Tuesday 16 January 2018

Taoiseach set to call election for February of next year

Taoiseach Enda Kenny
Taoiseach Enda Kenny

FINE Gael has began preparations for a general election to be held next February after Taoiseach Enda Kenny chose the dates for the party's final Ard Fheis during this Government's term.

In a memo to the Fine Gael national executive, Mr Kenny proposed that the Ard Fheis be held on the weekend of January 22/23, 2016.

The proposal is expected to be approved by the national executive at a meeting this weekend.

Senior Fine Gael strategists are convinced Mr Kenny will call the election either during or shortly after the Ard Fheis, which will take place in Dublin.

"We are now working on the basis that he will call the election around the Ard Fheis period and we will go to the polls towards the end of February," said a senior source.
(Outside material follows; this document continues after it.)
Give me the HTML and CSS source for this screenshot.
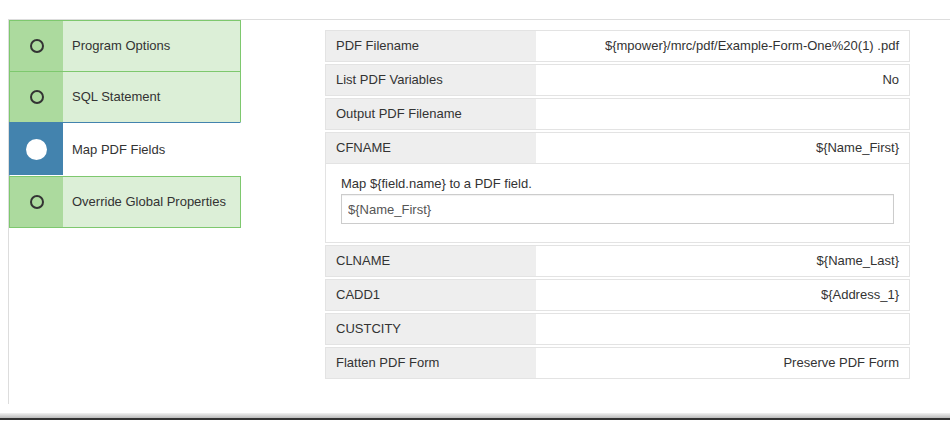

The news debunks the rumour being fuelled by members of the opposition that Mr Kenny could potentially call a snap election in 2015.

In theory, the Taoiseach and Fine Gael leader could wait as late as midnight on March 8 before calling the election.

This means that voters could potentially go to the polls in the first week in April if the Taoiseach chose to take that approach.

But sources say a date in February now represents the "most likely" option.

"People will have felt the effects of the upcoming budget in their pockets and will have got over the January blues," said one source involved in electoral strategy.

Meanwhile, senior party figures are quietly confident of a securing the seat in the Carlow/Kilkenny by-election in May through its likely candidate John Bryan.

Local polls suggest that Bryan is well-placed to take the seat due to his "high profile" and farming background, according to sources.

European Commissioner and former minister Phil Hogan was present at last night's selection convention in Kilkenny.

The decision to run Mr Bryan has caused tensions within the party, particularly with the family of FG senator Pat O'Neill.

Mr O'Neill had been set on defending Mr Hogan's seat but he pulled out earlier this month after being requested to do so by party headquarters.


Mr O'Neill's son and Kilkenny councillor Pat Jnr, and other party members, believe privately that Mr Bryan was effectively parachuted in.

Fianna Fail sources are aware that failure to land the seat will heap further pressure on party leader Micheal Martin. TDs are deeply concerned that their candidate Bobby Aylward will lose the seat and have vowed to mount a vigorous campaign.

Sinn Fein believes it has a fighting chance through its candidate, sitting councillor Kathleen Funchion.